Thinking (with) bodies: affect, ontology and queer worlding from "Africa"  
Rachel Spronk (University of Amsterdam) Thomas Hendriks (University of Oxford)

Paper short abstract:

Drawing from our respective situated theorizations of desire from urban Africa, we argue that ethnographic processes of body-sensorial knowledge production can unfold non-representational modes of evoking erotic worlds that are (co)produced in the act of thinking and feeling “sex”.

Paper long abstract:

Starting from the obvious fact that our interlocutors "think sex" as much as we do (Rubin 1984), we argue that queer anthropology should look for ways to theorize sex with and alongside them, rather than assuming an objectivist position from where it can pretend to "explain" what we like to conceptualize as their "practices". At the same time, we call for queer epistemological and methodological approaches that fully take into account the sensorial, affective and bodily aspects of "thinking" sex.
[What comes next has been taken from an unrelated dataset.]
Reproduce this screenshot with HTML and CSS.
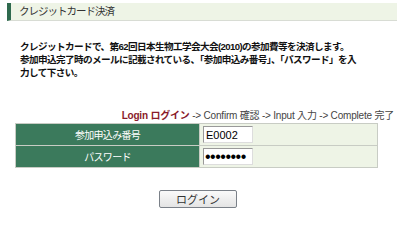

We argue that we need to go beyond the tiresome "identities" vs. "practices" binaries in anthropological writings on sex, gender and desire. One way to do so, we suggest, is to tap into the mundane processes of thinking and feeling sex as potential theorizations in themselves. Everyday "sex" indeed creates situated body-sensorial knowledge that brings specific erotic worlds into being, often from eccentric positions in contemporary geographies of power and knowledge. Drawing on our respective fieldwork on erotic desire in urban DR Congo, Ghana and Kenya, this paper explores how queer ethnographic modes of being with - and accountable to - our interlocutors entail processes of body-sensorial knowledge production, which allow for non-representative attempts to evoke sexual worlds that often evaporate as soon as they are put into words. We suggest that the act of ethnography entails a bodily method for approaching our interlocutors' statements, concepts and practices as the possibility of different affective (and sometimes queer) "worlds" rather than as merely different representations of reality.